Exercise goal:
In the entries that follow, find the word "Tailwind" and report each line it is on.

Given information:
◆ ◆ ◆
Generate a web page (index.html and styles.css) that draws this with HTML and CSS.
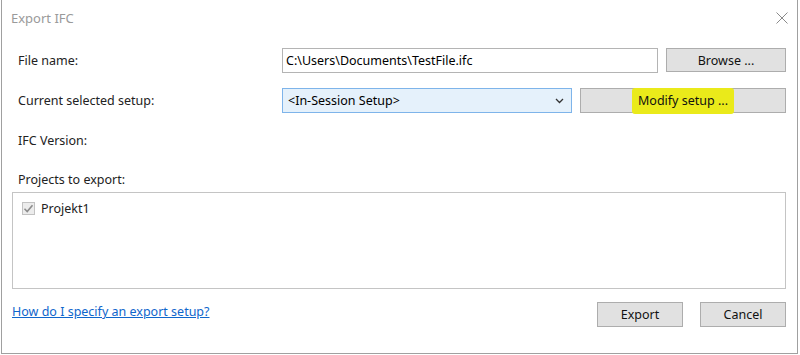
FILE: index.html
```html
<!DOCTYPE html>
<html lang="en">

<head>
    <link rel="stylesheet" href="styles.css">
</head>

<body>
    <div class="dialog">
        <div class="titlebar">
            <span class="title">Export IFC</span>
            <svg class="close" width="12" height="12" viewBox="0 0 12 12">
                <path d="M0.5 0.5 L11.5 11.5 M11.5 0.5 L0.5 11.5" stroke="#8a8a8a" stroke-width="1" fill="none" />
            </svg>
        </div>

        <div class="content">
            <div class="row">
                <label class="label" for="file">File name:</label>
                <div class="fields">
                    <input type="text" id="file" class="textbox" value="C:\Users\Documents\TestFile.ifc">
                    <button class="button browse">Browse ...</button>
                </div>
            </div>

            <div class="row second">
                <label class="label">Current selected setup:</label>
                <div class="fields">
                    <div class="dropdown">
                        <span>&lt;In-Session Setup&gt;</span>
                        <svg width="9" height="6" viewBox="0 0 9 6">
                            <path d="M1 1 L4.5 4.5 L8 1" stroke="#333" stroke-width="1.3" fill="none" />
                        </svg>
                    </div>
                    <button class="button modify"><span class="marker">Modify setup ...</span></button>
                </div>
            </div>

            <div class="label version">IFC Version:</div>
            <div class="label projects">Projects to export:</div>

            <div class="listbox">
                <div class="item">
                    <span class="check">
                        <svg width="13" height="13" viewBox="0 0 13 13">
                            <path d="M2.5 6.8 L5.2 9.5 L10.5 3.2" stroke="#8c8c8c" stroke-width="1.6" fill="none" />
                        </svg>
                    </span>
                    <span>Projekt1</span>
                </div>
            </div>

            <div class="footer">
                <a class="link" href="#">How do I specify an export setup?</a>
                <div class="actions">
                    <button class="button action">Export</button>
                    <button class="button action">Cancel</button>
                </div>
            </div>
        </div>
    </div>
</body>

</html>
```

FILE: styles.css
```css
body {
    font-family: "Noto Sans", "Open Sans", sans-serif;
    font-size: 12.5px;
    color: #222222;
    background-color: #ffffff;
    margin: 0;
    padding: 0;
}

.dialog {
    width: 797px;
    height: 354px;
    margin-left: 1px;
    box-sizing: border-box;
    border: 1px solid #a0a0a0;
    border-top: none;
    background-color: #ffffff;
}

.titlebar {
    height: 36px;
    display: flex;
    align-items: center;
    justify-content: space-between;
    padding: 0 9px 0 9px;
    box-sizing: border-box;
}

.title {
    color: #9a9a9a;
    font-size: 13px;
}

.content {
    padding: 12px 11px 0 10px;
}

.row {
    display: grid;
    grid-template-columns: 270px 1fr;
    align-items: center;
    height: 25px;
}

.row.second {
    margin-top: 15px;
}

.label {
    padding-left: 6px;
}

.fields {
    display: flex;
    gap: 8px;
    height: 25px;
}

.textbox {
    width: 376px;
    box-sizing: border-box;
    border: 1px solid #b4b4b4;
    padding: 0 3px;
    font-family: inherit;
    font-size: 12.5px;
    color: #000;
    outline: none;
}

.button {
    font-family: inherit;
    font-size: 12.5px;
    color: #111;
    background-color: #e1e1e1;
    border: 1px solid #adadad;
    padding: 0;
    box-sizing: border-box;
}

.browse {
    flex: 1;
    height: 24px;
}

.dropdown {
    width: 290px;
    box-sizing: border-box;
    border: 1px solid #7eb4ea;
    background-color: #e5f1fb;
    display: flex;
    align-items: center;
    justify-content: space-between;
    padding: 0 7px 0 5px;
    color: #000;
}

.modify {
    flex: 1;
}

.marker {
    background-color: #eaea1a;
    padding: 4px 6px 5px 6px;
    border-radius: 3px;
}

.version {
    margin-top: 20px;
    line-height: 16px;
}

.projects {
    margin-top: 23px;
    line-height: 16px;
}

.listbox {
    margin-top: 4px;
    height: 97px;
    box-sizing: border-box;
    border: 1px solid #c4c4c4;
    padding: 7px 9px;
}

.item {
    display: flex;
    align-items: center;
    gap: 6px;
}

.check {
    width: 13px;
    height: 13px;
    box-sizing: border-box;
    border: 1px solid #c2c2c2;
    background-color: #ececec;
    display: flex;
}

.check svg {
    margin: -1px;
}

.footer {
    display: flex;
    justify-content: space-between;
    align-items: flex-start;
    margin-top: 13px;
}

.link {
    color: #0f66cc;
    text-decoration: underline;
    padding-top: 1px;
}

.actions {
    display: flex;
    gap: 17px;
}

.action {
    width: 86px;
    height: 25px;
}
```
◆ ◆ ◆
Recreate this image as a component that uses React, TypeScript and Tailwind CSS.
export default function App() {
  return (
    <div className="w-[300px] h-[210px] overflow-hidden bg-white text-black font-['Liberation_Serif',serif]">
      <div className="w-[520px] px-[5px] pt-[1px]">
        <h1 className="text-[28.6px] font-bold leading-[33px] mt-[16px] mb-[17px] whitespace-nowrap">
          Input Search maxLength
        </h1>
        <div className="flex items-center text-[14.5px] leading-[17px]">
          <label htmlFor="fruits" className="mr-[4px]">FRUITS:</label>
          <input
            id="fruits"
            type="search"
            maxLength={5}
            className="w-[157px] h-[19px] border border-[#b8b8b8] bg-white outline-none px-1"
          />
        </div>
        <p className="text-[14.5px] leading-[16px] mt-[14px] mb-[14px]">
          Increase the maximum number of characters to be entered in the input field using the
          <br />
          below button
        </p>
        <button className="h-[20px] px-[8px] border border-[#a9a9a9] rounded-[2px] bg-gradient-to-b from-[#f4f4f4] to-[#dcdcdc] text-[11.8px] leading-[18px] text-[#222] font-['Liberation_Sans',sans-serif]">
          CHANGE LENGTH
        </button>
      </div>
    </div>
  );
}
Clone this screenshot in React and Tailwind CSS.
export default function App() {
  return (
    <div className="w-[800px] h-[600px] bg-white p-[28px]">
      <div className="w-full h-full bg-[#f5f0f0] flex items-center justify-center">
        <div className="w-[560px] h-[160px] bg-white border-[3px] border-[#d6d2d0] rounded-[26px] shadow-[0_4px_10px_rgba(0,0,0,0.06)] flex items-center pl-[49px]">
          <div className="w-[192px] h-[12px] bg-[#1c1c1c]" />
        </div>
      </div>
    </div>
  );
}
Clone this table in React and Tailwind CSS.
◆ ◆ ◆
Finished answer:
Recreate this image as a component that uses React, TypeScript and Tailwind CSS.
Clone this screenshot in React and Tailwind CSS.
Clone this table in React and Tailwind CSS.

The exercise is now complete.